Needing funds to support his experiments after covering up his experiments to his friend Wilhelm Gottfried, the Baron allows a television crew led by director Douglas Row and consisting of public relations worker Mike Shaw, film star Carolyn Hayes, Doug's assistant Judy Stevens, and cinematographer Morgan Haley to shoot a horror film about his monster-making family at his castle in Germany with Hans Himmler portraying Frankenstein's monster.

This arrangement gives the Baron enough money to buy an atomic reactor, which he uses to create a living being modeled after his own likeness before he had been tortured as he tests the reanimated monster. When the Baron runs out of body parts for his work, he starts by obtaining the heart and brain of his butler Schutter when he stumbles upon the laboratory. Then he kills Gottfried and claims his eyes when the eyes of Judy and Morgan proved to be not compatible with the body.

Finally, the completed Monster turns on the Baron and Victor tries to reason with Schutter as they are both killed in a blast of radioactive steam from the reactor that the Monster unknowingly releases. After the reactor is shut down and the radiation falls to safe levels, a police investigation occurs. The bandages on the Monster's head are removed by Doug to show its face and an audio tape is played back in which the Baron reveals that he had intended for the Monster to be a perpetuation of himself because he was the last of the Frankenstein family line.

== Cast ==
- Boris Karloff as Baron Victor von Frankenstein, a disfigured mad scientist who is the descendant of Richard Freiherr von Frankenstein I
- Tom Duggan as Mike Shaw, a public relations worker for the documentary crew
- Jana Lund as Carolyn Hayes, a young film star who takes part in the documentary
- Donald Barry as Douglas Row, the director of the documentary
- Charlotte Austin as Judy Stevens, Doug's ex-wife and assistant
- Irwin Berke as Inspector Raab, a police inspector who is summoned to investigate the deaths around Frankenstein's castle
- Rudolph Anders as Wilhelm Gottfried, a friend of Victor who handles his finances
- Norbert Schiller as Schutter, Frankenstein's faithful butler
- John Dennis as Morgan Haley, the cinematographer of the documentary
- Mike Lane as
  - Hans Himmler, a large actor portraying Frankenstein's monster in the documentary
  - the Monster, a creation of Victor brought to life by his atomic reactor

==Production==
Producer Aubrey Schenck had a three-picture deal with Boris Karloff.

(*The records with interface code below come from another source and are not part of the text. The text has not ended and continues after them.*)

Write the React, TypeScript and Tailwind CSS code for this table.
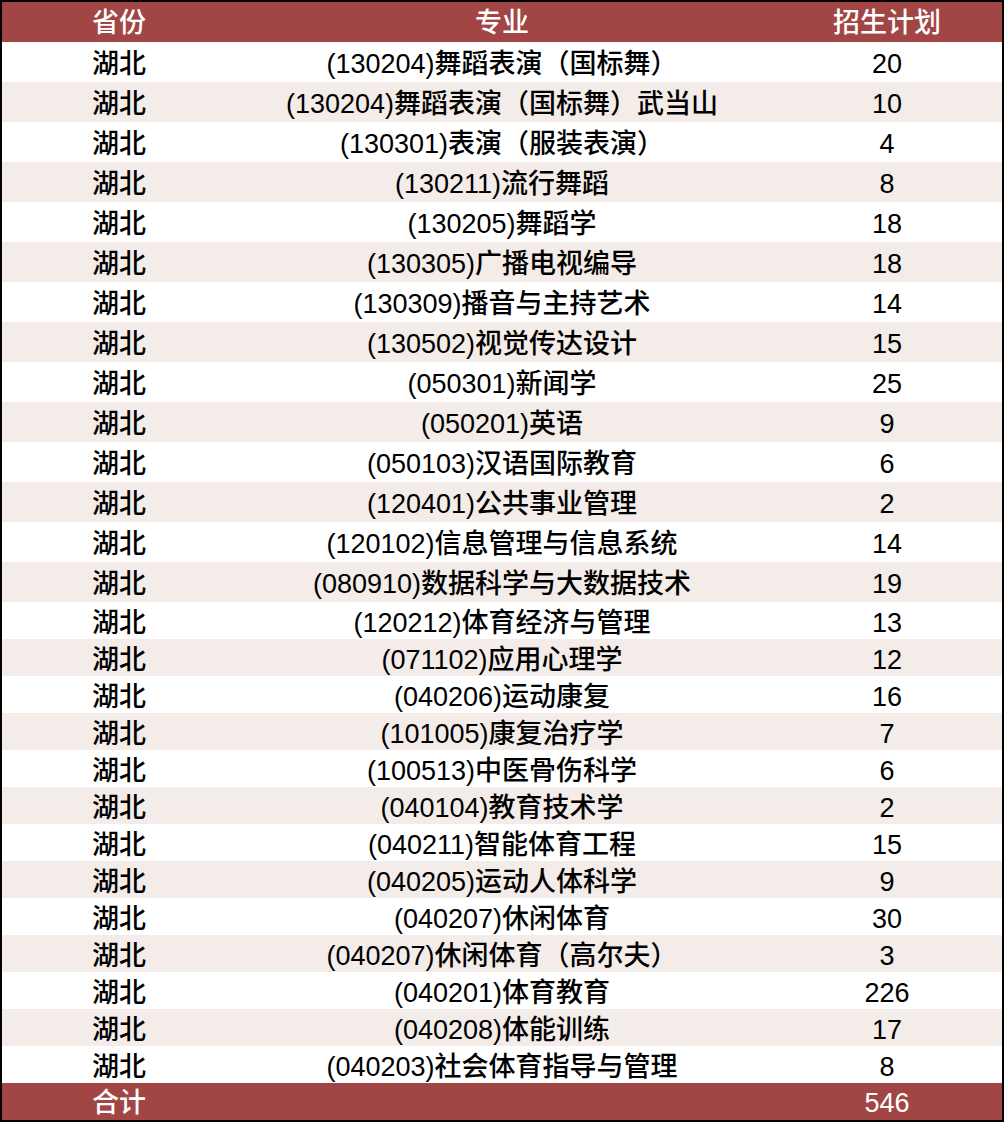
const rows: [string, number][] = [
  ["(130204)舞蹈表演（国标舞）", 20],
  ["(130204)舞蹈表演（国标舞）武当山", 10],
  ["(130301)表演（服装表演）", 4],
  ["(130211)流行舞蹈", 8],
  ["(130205)舞蹈学", 18],
  ["(130305)广播电视编导", 18],
  ["(130309)播音与主持艺术", 14],
  ["(130502)视觉传达设计", 15],
  ["(050301)新闻学", 25],
  ["(050201)英语", 9],
  ["(050103)汉语国际教育", 6],
  ["(120401)公共事业管理", 2],
  ["(120102)信息管理与信息系统", 14],
  ["(080910)数据科学与大数据技术", 19],
  ["(120212)体育经济与管理", 13],
  ["(071102)应用心理学", 12],
  ["(040206)运动康复", 16],
  ["(101005)康复治疗学", 7],
  ["(100513)中医骨伤科学", 6],
  ["(040104)教育技术学", 2],
  ["(040211)智能体育工程", 15],
  ["(040205)运动人体科学", 9],
  ["(040207)休闲体育", 30],
  ["(040207)休闲体育（高尔夫）", 3],
  ["(040201)体育教育", 226],
  ["(040208)体能训练", 17],
  ["(040203)社会体育指导与管理", 8],
];

const font = {
  fontFamily: '"Liberation Sans", "Noto Sans CJK SC", sans-serif',
};

export default function App() {
  return (
    <div
      className="w-[1004px] h-[1122px] border-2 border-black bg-white text-[27px] font-medium leading-none text-black"
      style={font}
    >
      <div className="grid h-[40px] grid-cols-[230px_540px_230px] items-center bg-[#a24545] pt-[3px] text-white">
        <div className="pl-[90px]">省份</div>
        <div className="text-center">专业</div>
        <div className="text-center">招生计划</div>
      </div>
      {rows.map(([major, count], i) => (
        <div
          key={i}
          className={`grid grid-cols-[230px_540px_230px] items-center pt-[5px] ${
            i < 14 ? "h-[40px]" : "h-[37px]"
          } ${i % 2 === 1 ? "bg-[#f3ece8]" : "bg-white"}`}
        >
          <div className="pl-[90px]">湖北</div>
          <div className="whitespace-nowrap text-center">{major}</div>
          <div className="text-center">{count}</div>
        </div>
      ))}
      <div className="grid h-[37px] grid-cols-[230px_540px_230px] items-center bg-[#a24545] pt-[4px] text-white">
        <div className="pl-[90px]">合计</div>
        <div />
        <div className="text-center">546</div>
      </div>
    </div>
  );
}
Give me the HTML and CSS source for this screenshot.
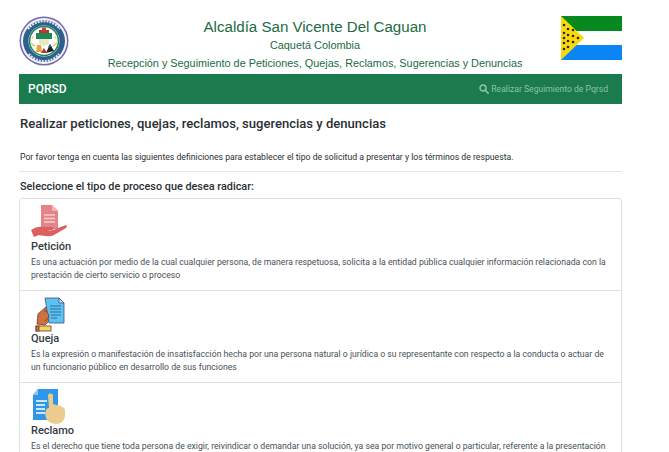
FILE: index.html
```html
<!DOCTYPE html>
<html lang="es">
<head>
<meta charset="utf-8">
<title>PQRSD</title>
<link rel="stylesheet" href="styles.css">
</head>
<body>
<div class="page">
  <header class="head">
    <svg class="logo" viewBox="0 0 50 50" aria-hidden="true">
      <circle cx="25" cy="25" r="24.500" fill="#7468ad"/>
      <circle cx="25" cy="25" r="23" fill="#f4f4fa"/>
      <circle cx="25" cy="25" r="21" fill="#2f5f8f"/>
      <circle cx="25" cy="25" r="15.500" fill="#fff"/>
      <path d="M9 13 A20 20 0 0 1 41 13 M10 38 A19 19 0 0 0 40 38" fill="none" stroke="#dfe6f0" stroke-width="2.400" stroke-dasharray="2 1"/>
      <circle cx="25" cy="25" r="14.500" fill="none" stroke="#1d8a55" stroke-width="1.600"/>
      <path d="M16 30a14 14 0 0 1-4-3M34 30a14 14 0 0 0 4-3M13 21l1 1M37 21l-1 1" stroke="#e2cf5f" stroke-width="1.800" fill="none"/>
      <path d="M20 14h10v5h-10z" fill="#b8332c"/>
      <path d="M23 11.500h4v4h-4z" fill="#c4403a"/>
      <path d="M17 17h16v6h-16z" fill="#1d8a55"/>
      <path d="M20 23h10v5l-5 2-5-2z" fill="#ece7c4"/>
      <path d="M27 37l4-9 4 7z" fill="#222"/>
      <path d="M17 36l1-7h4l1 7z" fill="#e8a43a"/>
      <path d="M22 37l3-5 3 5z" fill="#b8332c"/>
      <path d="M29 31l2-3 2 3z" fill="#2c5ea8"/>
    </svg>
    <div class="titles">
      <h1 class="title">Alcaldía San Vicente Del Caguan</h1>
      <p class="place">Caquetá Colombia</p>
      <p class="sub">Recepción y Seguimiento de Peticiones, Quejas, Reclamos, Sugerencias y Denuncias</p>
    </div>
    <svg class="flag" viewBox="0 0 61 44" aria-hidden="true">
      <rect width="61" height="15" fill="#078a1d"/>
      <rect y="15" width="61" height="14" fill="#fff"/>
      <rect y="29" width="61" height="15" fill="#0a85f5"/>
      <path d="M0 0L23 22 0 44z" fill="#f9d80f"/>
      <g fill="#2b2a10">
        <circle cx="3" cy="9" r="1.300"/><circle cx="7" cy="13" r="1.300"/><circle cx="3" cy="17" r="1.300"/>
        <circle cx="7" cy="19" r="1.300"/><circle cx="12" cy="14" r="1.300"/><circle cx="3" cy="22" r="1.300"/>
        <circle cx="12" cy="20" r="1.300"/><circle cx="17" cy="22" r="1.300"/><circle cx="7" cy="25" r="1.300"/>
        <circle cx="12" cy="26" r="1.300"/><circle cx="3" cy="27" r="1.300"/><circle cx="7" cy="31" r="1.300"/>
        <circle cx="3" cy="33" r="1.300"/>
      </g>
    </svg>
  </header>

  <nav class="bar">
    <a class="brand" href="#">PQRSD</a>
    <a class="track" href="#">
      <svg class="lens" viewBox="0 0 12 12" aria-hidden="true">
        <circle cx="4.800" cy="4.800" r="3.600" fill="none" stroke="currentColor" stroke-width="1.800"/>
        <path d="M7.500 7.500L11 11" stroke="currentColor" stroke-width="2" stroke-linecap="round"/>
      </svg>
      Realizar Seguimiento de Pqrsd
    </a>
  </nav>

  <div class="body">
    <h2 class="heading">Realizar peticiones, quejas, reclamos, sugerencias y denuncias</h2>
    <p class="intro">Por favor tenga en cuenta las siguientes definiciones para establecer el tipo de solicitud a presentar y los términos de respuesta.</p>
  </div>
  <hr class="rule">
  <h3 class="select">Seleccione el tipo de proceso que desea radicar:</h3>

  <div class="list">
    <article class="item">
      <svg class="icon" viewBox="0 0 36 36" aria-hidden="true">
        <path d="M10 0h11l6 6v18H10z" fill="#e58488"/>
        <path d="M21 0l6 6h-6z" fill="#f2b5b5"/>
        <path d="M13 10h11M13 13.500h11M13 17h11" stroke="#f6d0d0" stroke-width="1.300"/>
        <path d="M0 25c4-3 9-4 13-3h8c2 0 2 3 0 3h-5c4 1 7 0 11-2l8-3c1 1 1 2 0 3l-12 7c-4 2-10 1-15 0l-5 2z" fill="#dd5f60"/>
      </svg>
      <h4 class="name">Petición</h4>
      <p class="desc">Es una actuación por medio de la cual cualquier persona, de manera respetuosa, solicita a la entidad pública cualquier información relacionada con la prestación de cierto servicio o proceso</p>
    </article>
    <article class="item">
      <svg class="icon" viewBox="0 0 36 36" aria-hidden="true">
        <path d="M6 27l1-10 8-7 3 4 3 7-5 5-2 2z" fill="#d2703f" stroke="#6b3a2a" stroke-width=".8"/>
        <path d="M14 1h14l5 5v20H18z" fill="#5cc3ee" stroke="#3d4f8f" stroke-width=".8"/>
        <path d="M28 1l5 5h-5z" fill="#bfe6f7" stroke="#3d4f8f" stroke-width=".8"/>
        <path d="M19 9h11M19 12h11M19 15h11M20 18h10M20 21h6" stroke="#2d6ca8" stroke-width="1"/>
        <path d="M13 13c3 1 5 4 5 7l-4 4" fill="#d2703f" stroke="#6b3a2a" stroke-width=".8"/>
        <rect x="5" y="29" width="15" height="5" fill="#f4d35e" stroke="#6b3a2a" stroke-width=".8"/>
        <rect x="5" y="29" width="3" height="5" fill="#d2703f" stroke="#6b3a2a" stroke-width=".8"/>
      </svg>
      <h4 class="name">Queja</h4>
      <p class="desc">Es la expresión o manifestación de insatisfacción hecha por una persona natural o jurídica o su representante con respecto a la conducta o actuar de un funcionario público en desarrollo de sus funciones</p>
    </article>
    <article class="item">
      <svg class="icon" viewBox="0 0 36 36" aria-hidden="true">
        <path d="M7 0h20v31H2V6z" fill="#2f96e8"/>
        <path d="M7 0v6H2z" fill="#8cc4f3"/>
        <path d="M5 12h11M5 16h9M5 20h9M5 24h9" stroke="#fff" stroke-width="1.600"/>
        <path d="M17 6c1-2 5-2 5 1v8l7 2c3 1 5 2 5 5v5c-1 5-4 8-9 8-4 0-9-3-10-6-1-3-1-6 0-8 1-2 3-2 3-2z" fill="#eccb8e"/>
      </svg>
      <h4 class="name">Reclamo</h4>
      <p class="desc">Es el derecho que tiene toda persona de exigir, reivindicar o demandar una solución, ya sea por motivo general o particular, referente a la presentación</p>
    </article>
  </div>
</div>
</body>
</html>
```

FILE: styles.css
```css
* { box-sizing: border-box; }
html, body { height: 100%; overflow: hidden; }
body {
  margin: 0;
  background: #fff;
  color: #2b2f33;
  font-family: Roboto, "Liberation Sans", sans-serif;
}
.page { width: 603px; margin-left: 19px; padding-top: 16px; }
.head { display: flex; align-items: flex-start; height: 58px; }
.logo { width: 50px; height: 50px; flex: none; }
.flag { width: 61px; height: 44px; flex: none; }
.titles { flex: 1; text-align: center; color: #1a6b45; margin-top: 1px; }
.title { margin: 0; font: 400 15.100px/20px "Liberation Sans", Arial, sans-serif; }
.place { margin: -1px 0 0; font: 400 10.900px/18px "Liberation Sans", Arial, sans-serif; }
.sub { margin: 0; font: 400 10.850px/18px "Liberation Sans", Arial, sans-serif; }
.bar {
  display: flex;
  justify-content: space-between;
  align-items: center;
  height: 30px;
  padding: 0 14px 0 9px;
  background: #1b7a4e;
}
.brand { color: #fff; font-size: 12px; font-weight: 500; text-decoration: none; }
.track { color: #8cc4a8; font-size: 8.600px; text-decoration: none; display: flex; align-items: center; gap: 2px; }
.lens { width: 10px; height: 10px; }
.body { padding-left: 1px; }
.heading { margin: 11px 0 0; font-size: 13.050px; line-height: 17px; font-weight: 500; }
.intro { margin: 18px 0 0; font-size: 8.680px; line-height: 14px; }
.rule { margin: 7px 0 0; border: 0; border-top: 1px solid #e3e5e7; }
.select { margin: 8px 0 0 1px; font-size: 10.850px; line-height: 14px; font-weight: 500; }
.list { margin-top: 4px; border: 1px solid #dfdfdf; border-radius: 3px; }
.item { padding: 6px 11px 6px; border-bottom: 1px solid #dfdfdf; height: 92px; }
.icon { display: block; width: 36px; height: 36px; margin-bottom: -1px; }
.name { margin: 0; font-size: 11px; line-height: 13px; font-weight: 500; color: #343a40; }
.desc { margin: 3px 0 0; font-size: 8.680px; line-height: 13px; color: #495057; }
```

The movie was shot at the Warner Bros. studio in a mere eight days on a modest budget. The main set was borrowed from Too Much, Too Soon (1958).

The title Frankenstein 1970 was intended to add a futuristic touch. During preproduction, alternative titles included Frankenstein's Castle, Frankenstein 1960, and Frankenstein 2000.

Allied Artists released the film, after purchasing it for $250,000.

==Home media==
For years, the only home video release available of Frankenstein 1970 was a pan and scan version on VHS. In October 2009, Warner Bros. included the film on the DVD Karloff & Lugosi Horror Classics, along with three other movies. This release of Frankenstein 1970 features an audio commentary track by co-star Charlotte Austin and fan historians Tom Weaver and Bob Burns. Frankenstein 1970 was released in 2019 on Blu-ray as part of the Warner Archive Collection.

Howard Stern talked about the movie on his SiriusXM radio show. His father, Ben Stern would watch it on television and would call Howard "Schutter".